(What you will do):
Copy everything in the data below exactly except the pictures.
======== Data lines ========
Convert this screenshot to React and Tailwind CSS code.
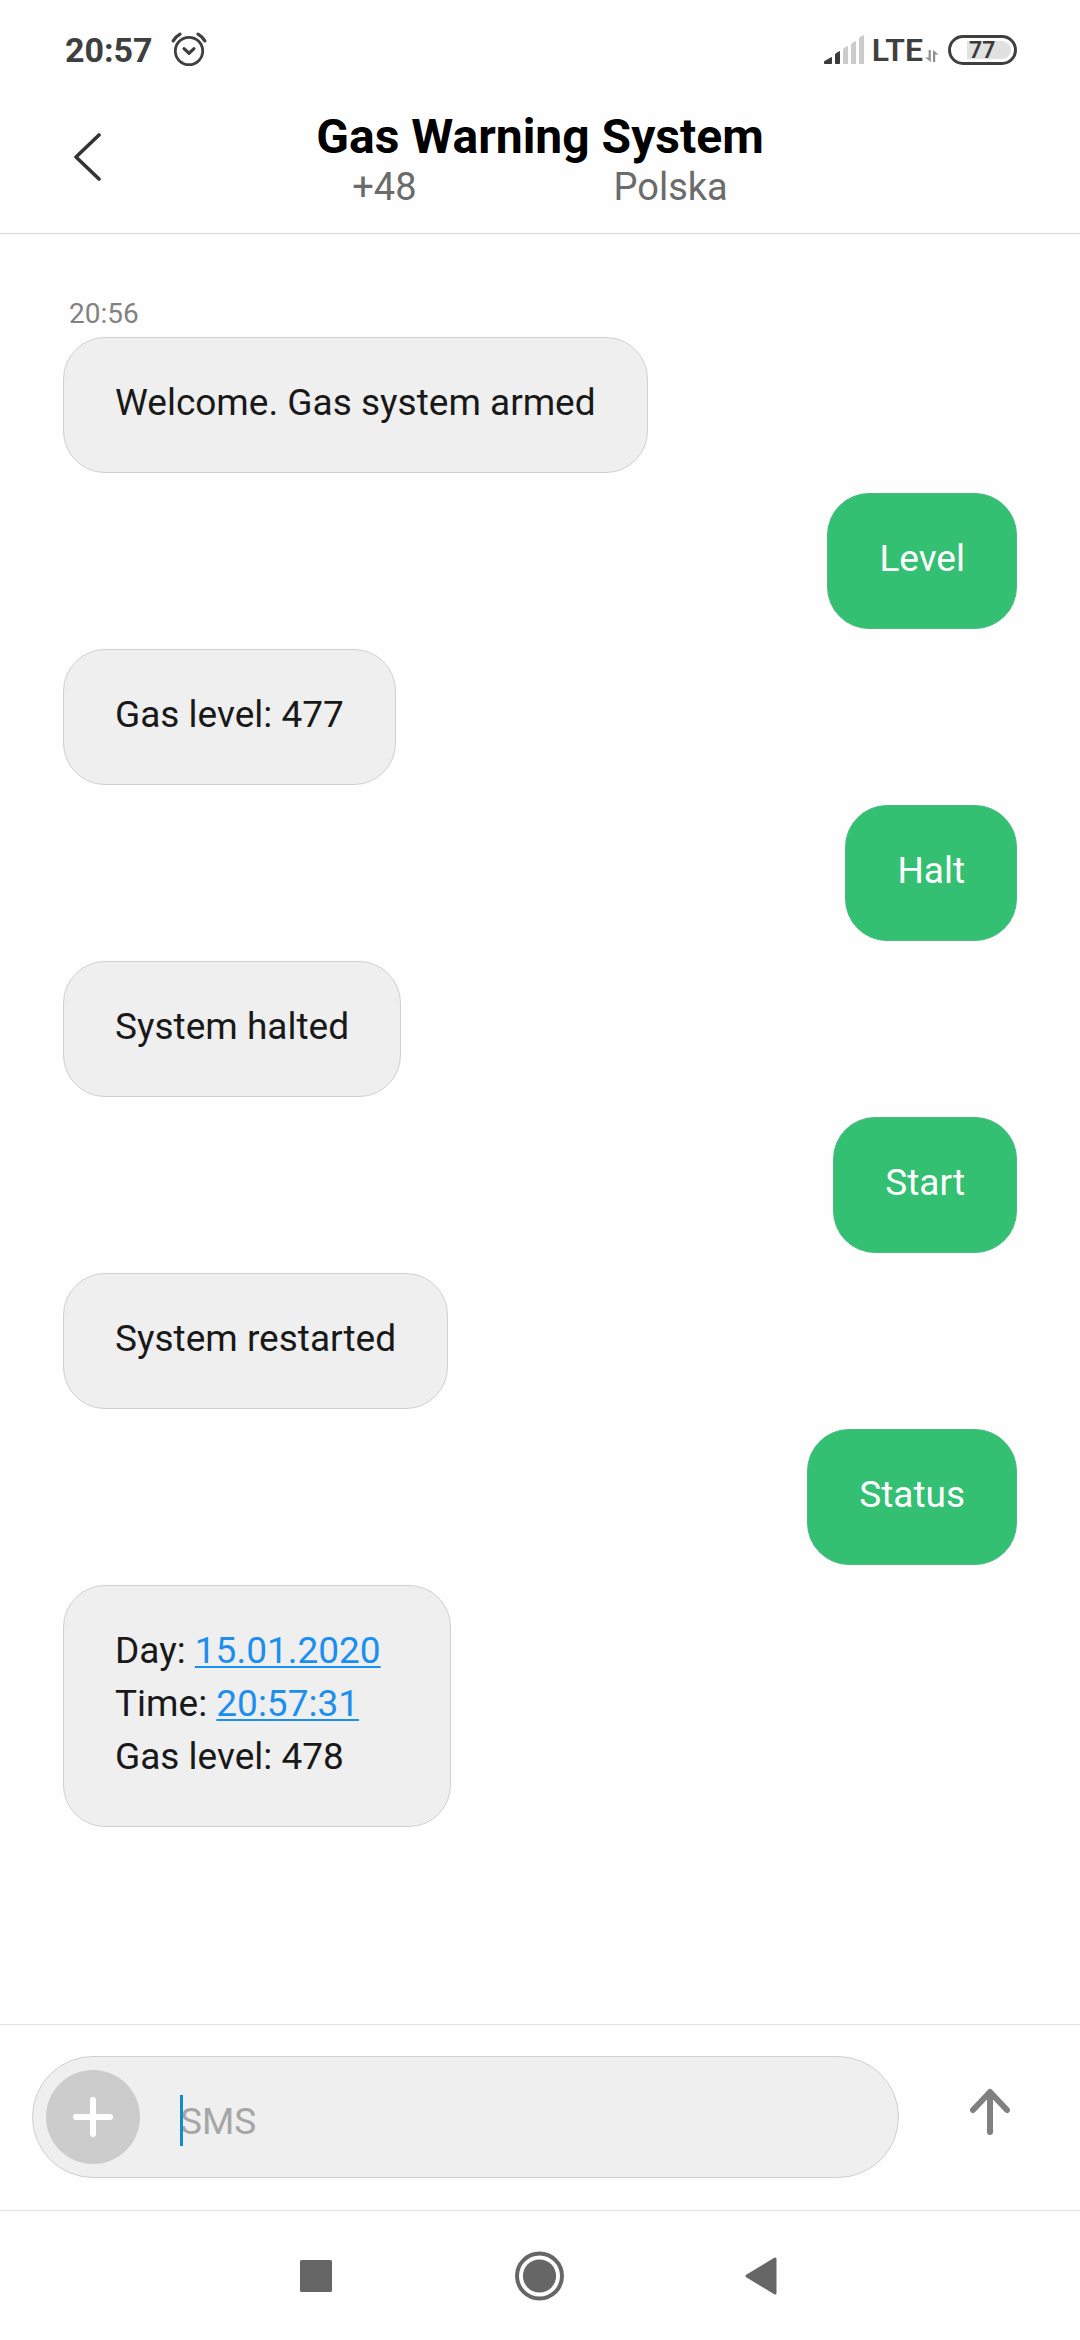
import React from "react";

const messages = [
  { from: "them", text: "Welcome. Gas system armed" },
  { from: "me", text: "Level" },
  { from: "them", text: "Gas level: 477" },
  { from: "me", text: "Halt" },
  { from: "them", text: "System halted" },
  { from: "me", text: "Start" },
  { from: "them", text: "System restarted" },
  { from: "me", text: "Status" },
];

function AlarmIcon() {
  return (
    <svg width="36" height="36" viewBox="0 0 36 36" fill="none" stroke="#3f3f3f" strokeWidth="2.8" strokeLinecap="round" strokeLinejoin="round" aria-hidden="true">
      <circle cx="18" cy="19" r="13.7" />
      <path d="M2.2 8.8Q4.8 4.6 9 2.2" strokeWidth="3.2" />
      <path d="M33.8 8.8Q31.2 4.6 27 2.2" strokeWidth="3.2" />
      <path d="M13 16.6l5 4.6 5-4.6" strokeWidth="3.2" />
    </svg>
  );
}

function SignalIcon() {
  return (
    <svg width="40" height="30" viewBox="0 0 40 30" strokeWidth="1" strokeLinejoin="round" aria-hidden="true">
      <g fill="#3a3a3a" stroke="#3a3a3a">
        <path d="M.5 26.5L7.5 22.5V28.5H.5z" />
        <path d="M11.5 19L15.5 16.5V28.5H11.5z" />
      </g>
      <g fill="#cbcbcb" stroke="#cbcbcb">
        <path d="M19.5 14L23.5 11.5V28.5H19.5z" />
        <path d="M27.5 9L31.5 6.5V28.5H27.5z" />
        <path d="M35.5 3L39.5 .5V28.5H35.5z" />
      </g>
    </svg>
  );
}

function DataArrows() {
  return (
    <svg width="14" height="12" viewBox="0 0 14 12" fill="#8f8f8f" aria-hidden="true">
      <path d="M3.6 0H5.8V12L0 7.6H3.6z" />
      <path d="M10.2 12H8V0L13.6 4.4H10.2z" />
    </svg>
  );
}

function StatusBar() {
  return (
    <div className="flex h-[100px] items-center justify-between pl-[65px] pr-[63px]">
      <div className="flex items-center gap-[18px]">
        <span className="text-[34px] leading-[40px] font-bold text-[#3f3f3f]">20:57</span>
        <AlarmIcon />
      </div>
      <div className="flex items-center">
        <SignalIcon />
        <span className="ml-2 text-[32px] leading-[40px] font-semibold text-[#3f3f3f]">LTE</span>
        <span className="mt-3 ml-[2px]">
          <DataArrows />
        </span>
        <span className="ml-[9px] flex h-[30px] w-[69px] items-center rounded-full border-3 border-[#3f3f3f] pr-[3px] pl-4">
          <span className="flex h-[18px] flex-1 items-center rounded-l-xs rounded-r-full bg-[#e1e1e1] pl-[2px] text-[23px] leading-[18px] font-semibold text-[#3a3a3a]">
            <span className="pt-[2px]">77</span>
          </span>
        </span>
      </div>
    </div>
  );
}

function Header() {
  return (
    <header className="grid grid-cols-[1fr_auto_1fr] items-start border-b border-[#d9d9d9] pb-6">
      <button type="button" aria-label="Back" className="mt-6 ml-[62px] flex h-[66px] w-[52px] items-center justify-center">
        <svg width="28" height="50" viewBox="0 0 28 50" fill="none" stroke="#333" strokeWidth="3.6" strokeLinecap="round" strokeLinejoin="round" aria-hidden="true">
          <path d="M25 3L2 25 25 47" />
        </svg>
      </button>
      <div className="text-center">
        <h1 className="mt-[9px] text-[48px] leading-[56px] font-bold text-black">Gas Warning System</h1>
        <p className="flex justify-between px-9 text-[38px] leading-[44px] text-[#6b6b6b]">
          <span>+48</span>
          <span>Polska</span>
        </p>
      </div>
    </header>
  );
}

function Bubble({ mine, children }) {
  return (
    <li
      className={
        "rounded-[42px] border px-[51px] pt-[38px] pb-[43px] text-[37px] leading-[53px] whitespace-pre-wrap " +
        (mine
          ? "self-end border-[#4db981] bg-[#33c072] text-white"
          : "self-start border-[#d0d0d0] bg-[#efefef] text-[#191919]")
      }
    >
      {children}
    </li>
  );
}

function Conversation() {
  return (
    <main className="flex-1 px-[63px] pt-[62px]">
      <time className="block pl-[6px] text-[28px] leading-[36px] text-[#828282]">20:56</time>
      <ul className="mt-[5px] flex flex-col gap-5">
        {messages.map((m) => (
          <Bubble key={m.text} mine={m.from === "me"}>
            {m.text}
          </Bubble>
        ))}
        <Bubble>
          Day:{" "}
          <a href="#date" className="text-[#1a8ff0] underline decoration-2 underline-offset-[3px]">15.01.2020</a>
          {"  \n"}
          Time:{" "}
          <a href="#time" className="text-[#1a8ff0] underline decoration-2 underline-offset-[3px]">20:57:31</a>
          {"\n"}
          Gas level: 478
        </Bubble>
      </ul>
    </main>
  );
}

function Composer() {
  return (
    <form className="flex items-center border-y border-[#e2e2e2] pt-[31px] pb-8 pl-8" onSubmit={(e) => e.preventDefault()}>
      <div className="flex h-[122px] flex-1 items-center rounded-full border border-[#cfcfcf] bg-[#efefef] pl-[13px]">
        <button type="button" aria-label="Add attachment" className="flex size-[94px] items-center justify-center rounded-full bg-[#cccccc]">
          <svg width="40" height="40" viewBox="0 0 40 40" stroke="#fff" strokeWidth="6" strokeLinecap="round" aria-hidden="true">
            <path d="M20 3v34M3 20h34" />
          </svg>
        </button>
        <div className="relative ml-10 flex-1">
          <input
            type="text"
            aria-label="Message"
            placeholder="SMS"
            className="block w-full bg-transparent pt-2 text-[37px] leading-[53px] text-[#191919] outline-none placeholder:text-[#a6a6a6]"
          />
          <span className="absolute top-2 bottom-[2px] left-0 w-[3px] bg-[#118ccb]" aria-hidden="true" />
        </div>
      </div>
      <button type="submit" aria-label="Send" className="flex h-[122px] w-[181px] items-center justify-center pb-[10px]">
        <svg width="42" height="48" viewBox="0 0 42 48" fill="none" stroke="#808080" strokeWidth="6" strokeLinecap="round" strokeLinejoin="round" aria-hidden="true">
          <path d="M21 4V44M4 22L21 4 38 22" />
        </svg>
      </button>
    </form>
  );
}

function NavBar() {
  return (
    <nav className="flex h-[129px] items-center justify-center">
      <button type="button" aria-label="Recent apps" className="flex h-full w-[222px] items-center justify-center">
        <svg width="36" height="36" viewBox="0 0 36 36" fill="#666" aria-hidden="true">
          <rect x="0" y="2" width="32" height="32" rx="1.5" />
        </svg>
      </button>
      <button type="button" aria-label="Home" className="flex h-full w-[222px] items-center justify-center">
        <svg width="50" height="50" viewBox="0 0 50 50" aria-hidden="true">
          <circle cx="24.5" cy="25" r="22.5" fill="none" stroke="#666" strokeWidth="4" />
          <circle cx="24.5" cy="25" r="16.6" fill="#666" />
        </svg>
      </button>
      <button type="button" aria-label="Back" className="flex h-full w-[222px] items-center justify-center">
        <svg width="36" height="38" viewBox="0 0 36 38" fill="#666" stroke="#666" strokeWidth="3" strokeLinejoin="round" aria-hidden="true">
          <path d="M3 19L31 2V36z" />
        </svg>
      </button>
    </nav>
  );
}

export default function App() {
  return (
    <div className="flex min-h-screen flex-col bg-[#fefefe] font-[Roboto,sans-serif]">
      <StatusBar />
      <Header />
      <Conversation />
      <Composer />
      <NavBar />
    </div>
  );
}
========
(Result of this exercise):
Convert this screenshot to React and Tailwind CSS code.
import React from "react";

const messages = [
  { from: "them", text: "Welcome. Gas system armed" },
  { from: "me", text: "Level" },
  { from: "them", text: "Gas level: 477" },
  { from: "me", text: "Halt" },
  { from: "them", text: "System halted" },
  { from: "me", text: "Start" },
  { from: "them", text: "System restarted" },
  { from: "me", text: "Status" },
];

function AlarmIcon() {
  return (
    <svg width="36" height="36" viewBox="0 0 36 36" fill="none" stroke="#3f3f3f" strokeWidth="2.8" strokeLinecap="round" strokeLinejoin="round" aria-hidden="true">
      <circle cx="18" cy="19" r="13.7" />
      <path d="M2.2 8.8Q4.8 4.6 9 2.2" strokeWidth="3.2" />
      <path d="M33.8 8.8Q31.2 4.6 27 2.2" strokeWidth="3.2" />
      <path d="M13 16.6l5 4.6 5-4.6" strokeWidth="3.2" />
    </svg>
  );
}

function SignalIcon() {
  return (
    <svg width="40" height="30" viewBox="0 0 40 30" strokeWidth="1" strokeLinejoin="round" aria-hidden="true">
      <g fill="#3a3a3a" stroke="#3a3a3a">
        <path d="M.5 26.5L7.5 22.5V28.5H.5z" />
        <path d="M11.5 19L15.5 16.5V28.5H11.5z" />
      </g>
      <g fill="#cbcbcb" stroke="#cbcbcb">
        <path d="M19.5 14L23.5 11.5V28.5H19.5z" />
        <path d="M27.5 9L31.5 6.5V28.5H27.5z" />
        <path d="M35.5 3L39.5 .5V28.5H35.5z" />
      </g>
    </svg>
  );
}

function DataArrows() {
  return (
    <svg width="14" height="12" viewBox="0 0 14 12" fill="#8f8f8f" aria-hidden="true">
      <path d="M3.6 0H5.8V12L0 7.6H3.6z" />
      <path d="M10.2 12H8V0L13.6 4.4H10.2z" />
    </svg>
  );
}

function StatusBar() {
  return (
    <div className="flex h-[100px] items-center justify-between pl-[65px] pr-[63px]">
      <div className="flex items-center gap-[18px]">
        <span className="text-[34px] leading-[40px] font-bold text-[#3f3f3f]">20:57</span>
        <AlarmIcon />
      </div>
      <div className="flex items-center">
        <SignalIcon />
        <span className="ml-2 text-[32px] leading-[40px] font-semibold text-[#3f3f3f]">LTE</span>
        <span className="mt-3 ml-[2px]">
          <DataArrows />
        </span>
        <span className="ml-[9px] flex h-[30px] w-[69px] items-center rounded-full border-3 border-[#3f3f3f] pr-[3px] pl-4">
          <span className="flex h-[18px] flex-1 items-center rounded-l-xs rounded-r-full bg-[#e1e1e1] pl-[2px] text-[23px] leading-[18px] font-semibold text-[#3a3a3a]">
            <span className="pt-[2px]">77</span>
          </span>
        </span>
      </div>
    </div>
  );
}

function Header() {
  return (
    <header className="grid grid-cols-[1fr_auto_1fr] items-start border-b border-[#d9d9d9] pb-6">
      <button type="button" aria-label="Back" className="mt-6 ml-[62px] flex h-[66px] w-[52px] items-center justify-center">
        <svg width="28" height="50" viewBox="0 0 28 50" fill="none" stroke="#333" strokeWidth="3.6" strokeLinecap="round" strokeLinejoin="round" aria-hidden="true">
          <path d="M25 3L2 25 25 47" />
        </svg>
      </button>
      <div className="text-center">
        <h1 className="mt-[9px] text-[48px] leading-[56px] font-bold text-black">Gas Warning System</h1>
        <p className="flex justify-between px-9 text-[38px] leading-[44px] text-[#6b6b6b]">
          <span>+48</span>
          <span>Polska</span>
        </p>
      </div>
    </header>
  );
}

function Bubble({ mine, children }) {
  return (
    <li
      className={
        "rounded-[42px] border px-[51px] pt-[38px] pb-[43px] text-[37px] leading-[53px] whitespace-pre-wrap " +
        (mine
          ? "self-end border-[#4db981] bg-[#33c072] text-white"
          : "self-start border-[#d0d0d0] bg-[#efefef] text-[#191919]")
      }
    >
      {children}
    </li>
  );
}

function Conversation() {
  return (
    <main className="flex-1 px-[63px] pt-[62px]">
      <time className="block pl-[6px] text-[28px] leading-[36px] text-[#828282]">20:56</time>
      <ul className="mt-[5px] flex flex-col gap-5">
        {messages.map((m) => (
          <Bubble key={m.text} mine={m.from === "me"}>
            {m.text}
          </Bubble>
        ))}
        <Bubble>
          Day:{" "}
          <a href="#date" className="text-[#1a8ff0] underline decoration-2 underline-offset-[3px]">15.01.2020</a>
          {"  \n"}
          Time:{" "}
          <a href="#time" className="text-[#1a8ff0] underline decoration-2 underline-offset-[3px]">20:57:31</a>
          {"\n"}
          Gas level: 478
        </Bubble>
      </ul>
    </main>
  );
}

function Composer() {
  return (
    <form className="flex items-center border-y border-[#e2e2e2] pt-[31px] pb-8 pl-8" onSubmit={(e) => e.preventDefault()}>
      <div className="flex h-[122px] flex-1 items-center rounded-full border border-[#cfcfcf] bg-[#efefef] pl-[13px]">
        <button type="button" aria-label="Add attachment" className="flex size-[94px] items-center justify-center rounded-full bg-[#cccccc]">
          <svg width="40" height="40" viewBox="0 0 40 40" stroke="#fff" strokeWidth="6" strokeLinecap="round" aria-hidden="true">
            <path d="M20 3v34M3 20h34" />
          </svg>
        </button>
        <div className="relative ml-10 flex-1">
          <input
            type="text"
            aria-label="Message"
            placeholder="SMS"
            className="block w-full bg-transparent pt-2 text-[37px] leading-[53px] text-[#191919] outline-none placeholder:text-[#a6a6a6]"
          />
          <span className="absolute top-2 bottom-[2px] left-0 w-[3px] bg-[#118ccb]" aria-hidden="true" />
        </div>
      </div>
      <button type="submit" aria-label="Send" className="flex h-[122px] w-[181px] items-center justify-center pb-[10px]">
        <svg width="42" height="48" viewBox="0 0 42 48" fill="none" stroke="#808080" strokeWidth="6" strokeLinecap="round" strokeLinejoin="round" aria-hidden="true">
          <path d="M21 4V44M4 22L21 4 38 22" />
        </svg>
      </button>
    </form>
  );
}

function NavBar() {
  return (
    <nav className="flex h-[129px] items-center justify-center">
      <button type="button" aria-label="Recent apps" className="flex h-full w-[222px] items-center justify-center">
        <svg width="36" height="36" viewBox="0 0 36 36" fill="#666" aria-hidden="true">
          <rect x="0" y="2" width="32" height="32" rx="1.5" />
        </svg>
      </button>
      <button type="button" aria-label="Home" className="flex h-full w-[222px] items-center justify-center">
        <svg width="50" height="50" viewBox="0 0 50 50" aria-hidden="true">
          <circle cx="24.5" cy="25" r="22.5" fill="none" stroke="#666" strokeWidth="4" />
          <circle cx="24.5" cy="25" r="16.6" fill="#666" />
        </svg>
      </button>
      <button type="button" aria-label="Back" className="flex h-full w-[222px] items-center justify-center">
        <svg width="36" height="38" viewBox="0 0 36 38" fill="#666" stroke="#666" strokeWidth="3" strokeLinejoin="round" aria-hidden="true">
          <path d="M3 19L31 2V36z" />
        </svg>
      </button>
    </nav>
  );
}

export default function App() {
  return (
    <div className="flex min-h-screen flex-col bg-[#fefefe] font-[Roboto,sans-serif]">
      <StatusBar />
      <Header />
      <Conversation />
      <Composer />
      <NavBar />
    </div>
  );
}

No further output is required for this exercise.